(Front-end source files)
..........

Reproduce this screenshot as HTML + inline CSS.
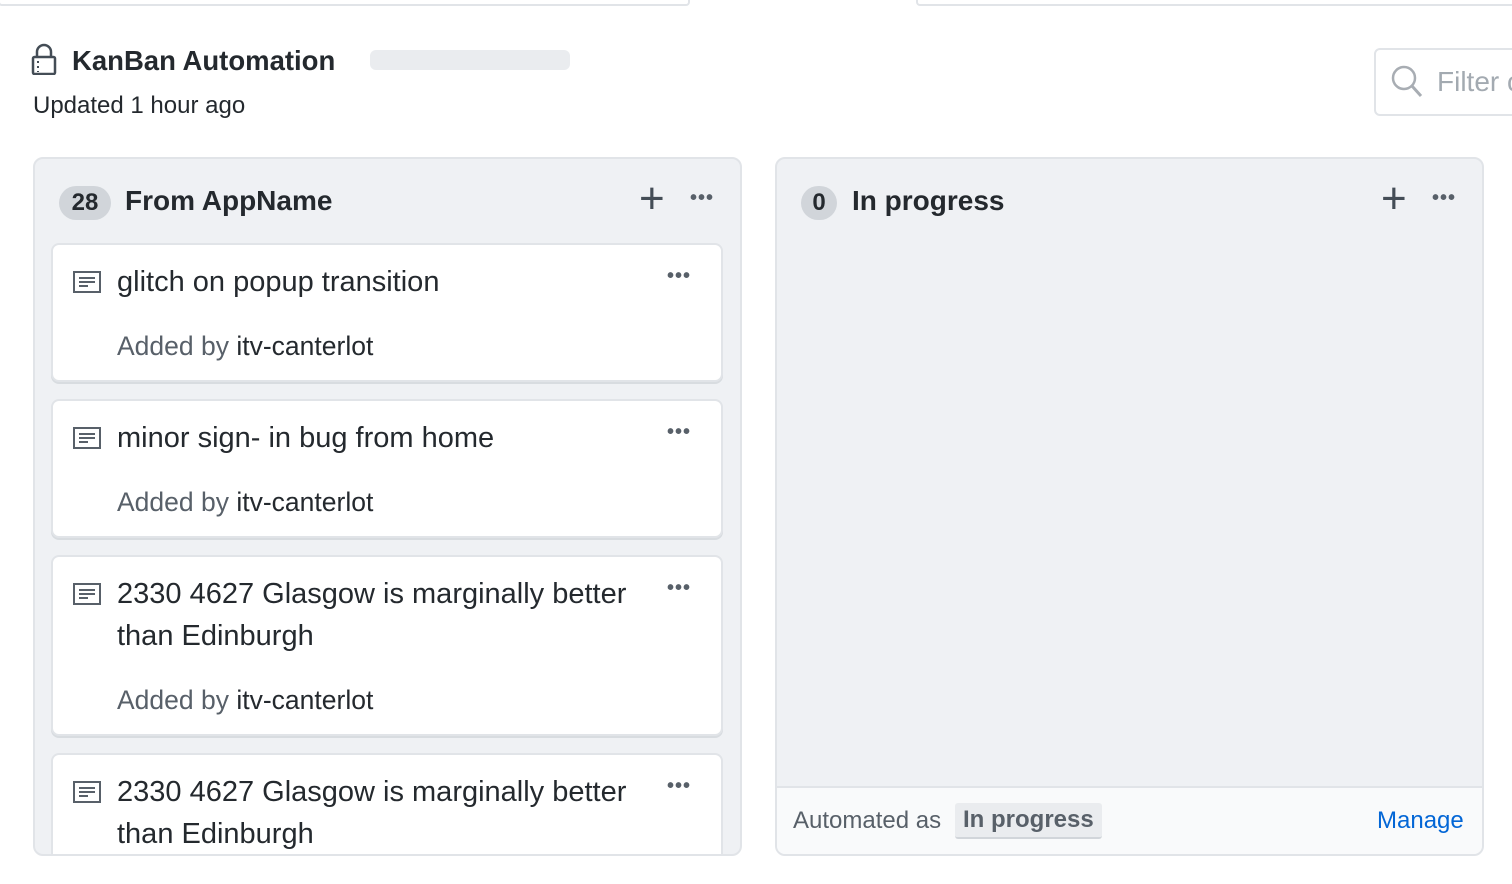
<!DOCTYPE html>
<html><head><style>
*{box-sizing:border-box;margin:0;padding:0}
body{width:1512px;height:884px;overflow:hidden;background:#fff;font-family:"Liberation Sans",sans-serif;color:#24292e;position:relative}
.abs{position:absolute;white-space:nowrap}
.col{position:absolute;top:157px;height:699px;width:709px;background:#eff1f4;border:2px solid #e1e4e8;border-radius:10px;overflow:hidden}
.cnt{position:absolute;top:27px;height:34px;border-radius:17px;background:#d1d5da;font-size:24px;font-weight:bold;line-height:34px;text-align:center}
.ctitle{position:absolute;top:26px;font-size:28px;font-weight:bold}
.plus{position:absolute;top:18px;font-size:44px;color:#444d56;line-height:44px}
.dots{position:absolute;font-size:20px;color:#586069;letter-spacing:1px;font-weight:bold}
.card{position:absolute;left:16px;width:672px;background:#fff;border:2px solid #e1e4e8;border-radius:8px;box-shadow:0 2px 0 #d8dce0}
.card .t{position:absolute;left:64px;top:16px;font-size:29px;line-height:42px;width:560px}
.card .a{position:absolute;left:64px;font-size:26.5px;color:#586069}
.card .a b{font-weight:normal;color:#24292e}
.card svg{position:absolute;left:20px;top:26px}
.card .dots{right:30px;top:20px}
</style></head><body>
<div class="abs" style="left:-2px;top:-4px;width:692px;height:10px;border:2px solid #e1e4e8;border-radius:4px"></div>
<div class="abs" style="left:916px;top:-4px;width:610px;height:10px;border:2px solid #e1e4e8;border-radius:4px"></div>
<svg class="abs" style="left:31px;top:43px" width="26" height="32" viewBox="0 0 26 32"><path d="M6 14V9a7 7 0 0 1 14 0v5" fill="none" stroke="#444d56" stroke-width="2.5"/><rect x="2" y="14" width="22" height="17" rx="1.5" fill="none" stroke="#444d56" stroke-width="2.5"/><path d="M7 18v2M7 23v2M7 28v1" stroke="#444d56" stroke-width="2"/></svg>
<div class="abs" style="left:72px;top:45px;font-size:27.5px;font-weight:bold">KanBan Automation</div>
<div class="abs" style="left:370px;top:50px;width:200px;height:20px;background:#eaecef;border-radius:6px"></div>
<div class="abs" style="left:33px;top:92px;font-size:24px">Updated 1 hour ago</div>
<div class="abs" style="left:1374px;top:48px;width:160px;height:68px;border:2px solid #e1e4e8;border-radius:6px"></div>
<svg class="abs" style="left:1390px;top:64px" width="34" height="34" viewBox="0 0 34 34"><circle cx="14" cy="14" r="11" fill="none" stroke="#a8adb3" stroke-width="2.5"/><path d="M22 22l9 10" stroke="#a8adb3" stroke-width="3"/></svg>
<div class="abs" style="left:1437px;top:66px;font-size:28px;color:#a3aab1">Filter c</div>

<div class="col" style="left:33px">
 <div class="cnt" style="left:24px;width:52px">28</div>
 <div class="ctitle" style="left:90px">From AppName</div>
 <div class="plus" style="left:604px">+</div>
 <div class="dots" style="left:655px;top:28px">•••</div>
 <div class="card" style="top:84px;height:139px">
  <svg width="30" height="24" viewBox="0 0 30 24"><rect x="1" y="1" width="26" height="20" fill="none" stroke="#586069" stroke-width="2"/><path d="M6 7h16M6 11h16M6 15h9" stroke="#586069" stroke-width="2"/></svg>
  <div class="t">glitch on popup transition</div><div class="dots">•••</div>
  <div class="a" style="top:86px">Added by <b>itv-canterlot</b></div></div>
 <div class="card" style="top:240px;height:139px">
  <svg width="30" height="24" viewBox="0 0 30 24"><rect x="1" y="1" width="26" height="20" fill="none" stroke="#586069" stroke-width="2"/><path d="M6 7h16M6 11h16M6 15h9" stroke="#586069" stroke-width="2"/></svg>
  <div class="t">minor sign- in bug from home</div><div class="dots">•••</div>
  <div class="a" style="top:86px">Added by <b>itv-canterlot</b></div></div>
 <div class="card" style="top:396px;height:181px">
  <svg width="30" height="24" viewBox="0 0 30 24"><rect x="1" y="1" width="26" height="20" fill="none" stroke="#586069" stroke-width="2"/><path d="M6 7h16M6 11h16M6 15h9" stroke="#586069" stroke-width="2"/></svg>
  <div class="t">2330 4627 Glasgow is marginally better than Edinburgh</div><div class="dots">•••</div>
  <div class="a" style="top:128px">Added by <b>itv-canterlot</b></div></div>
 <div class="card" style="top:594px;height:181px">
  <svg width="30" height="24" viewBox="0 0 30 24"><rect x="1" y="1" width="26" height="20" fill="none" stroke="#586069" stroke-width="2"/><path d="M6 7h16M6 11h16M6 15h9" stroke="#586069" stroke-width="2"/></svg>
  <div class="t">2330 4627 Glasgow is marginally better than Edinburgh</div><div class="dots">•••</div></div>
</div>

<div class="col" style="left:775px">
 <div class="cnt" style="left:24px;width:36px">0</div>
 <div class="ctitle" style="left:75px">In progress</div>
 <div class="plus" style="left:604px">+</div>
 <div class="dots" style="left:655px;top:28px">•••</div>
 <div class="abs" style="left:0;top:627px;width:709px;height:72px;background:#f9fafb;border-top:2px solid #e1e4e8"></div>
 <div class="abs" style="left:16px;top:648px;font-size:24px;color:#586069">Automated as</div>
 <div class="abs" style="left:178px;top:644px;padding:0 8px;height:36px;line-height:34px;background:#eaecef;border-bottom:2px solid #d1d5da;border-radius:3px;font-size:24px;font-weight:bold;color:#586069">In progress</div>
 <div class="abs" style="left:600px;top:648px;font-size:24px;color:#0366d6">Manage</div>
</div>
</body></html>
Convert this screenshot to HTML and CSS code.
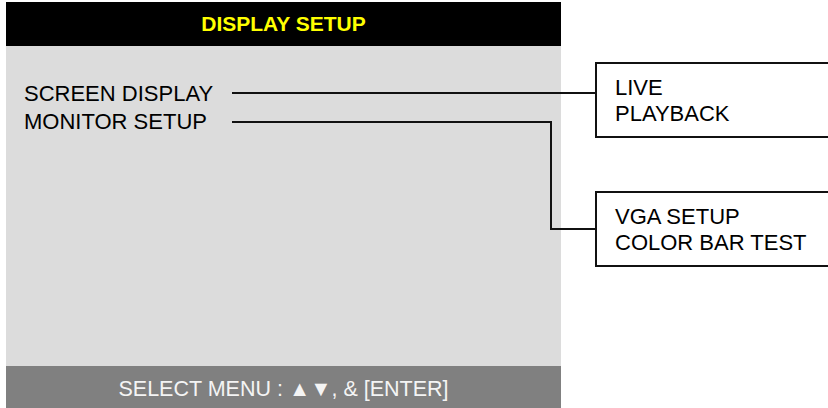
FILE: index.html
```html
<!DOCTYPE html>
<html lang="en">
<head>
<meta charset="UTF-8" />
<title>Display Setup</title>
<link rel="stylesheet" href="styles.css">
</head>
<body>

<div class="stage">
  <!-- OSD panel -->
  <div class="panel">
    <div class="panel-title">DISPLAY SETUP</div>
    <div class="panel-body">
      <div class="menu-item">SCREEN DISPLAY</div>
      <div class="menu-item">MONITOR SETUP</div>
    </div>
    <div class="panel-footer">SELECT MENU : &#9650;&#9660;, &amp; [ENTER]</div>
  </div>

  <!-- sub menus -->
  <div class="submenus">
    <div class="submenu">
      <div>LIVE</div>
      <div>PLAYBACK</div>
    </div>
    <div class="submenu">
      <div>VGA SETUP</div>
      <div>COLOR BAR TEST</div>
    </div>
  </div>

  <!-- connector lines -->
  <svg class="links" width="828" height="408" viewBox="0 0 828 408">
    <path d="M232 93 H597" />
    <path d="M232 122 H551 V229 H597" />
  </svg>
</div>

</body>
</html>
```

FILE: styles.css
```css
/* base */
html, body {
  margin: 0;
  height: 100%;
  overflow: hidden;
}
body {
  background: #fff;
  font-family: "Liberation Sans", Arial, sans-serif;
  font-size: 22px;
  color: #000;
}

.stage {
  position: relative;
  display: flex;
  align-items: flex-start;
  padding-top: 2px;
  width: 828px;
  height: 408px;
  box-sizing: border-box;
}

/* left OSD panel */
.panel {
  margin-left: 6px;
  width: 555px;
  height: 410px;
  display: flex;
  flex-direction: column;
  flex-shrink: 0;
  background: #dcdcdc;
}
.panel-title {
  height: 44px;
  line-height: 44px;
  background: #000;
  color: #ffff00;
  font-size: 21px;
  font-weight: bold;
  text-align: center;
}
.panel-body {
  flex: 1;
  padding: 34px 0 0 18px;
}
.menu-item {
  line-height: 28px;
}
.panel-footer {
  height: 46px;
  line-height: 46px;
  background: #808080;
  color: #f4f4f4;
  font-size: 21.5px;
  text-align: center;
}

/* right side boxes */
.submenus {
  display: flex;
  flex-direction: column;
  gap: 53px;
  margin-left: 34px;
  padding-top: 60px;
}
.submenu {
  width: 260px;
  height: 76px;
  box-sizing: border-box;
  border: 2px solid #111;
  padding: 11px 0 0 18px;
  line-height: 26px;
  background: #fff;
}

/* connectors */
.links {
  position: absolute;
  top: 0;
  left: 0;
  pointer-events: none;
}
.links path {
  fill: none;
  stroke: #111;
  stroke-width: 2;
}
```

..........

> _Task description_: Where a line above includes "this", copy that line.

> _Exercise response_:
Reproduce this screenshot as HTML + inline CSS.
Convert this screenshot to HTML and CSS code.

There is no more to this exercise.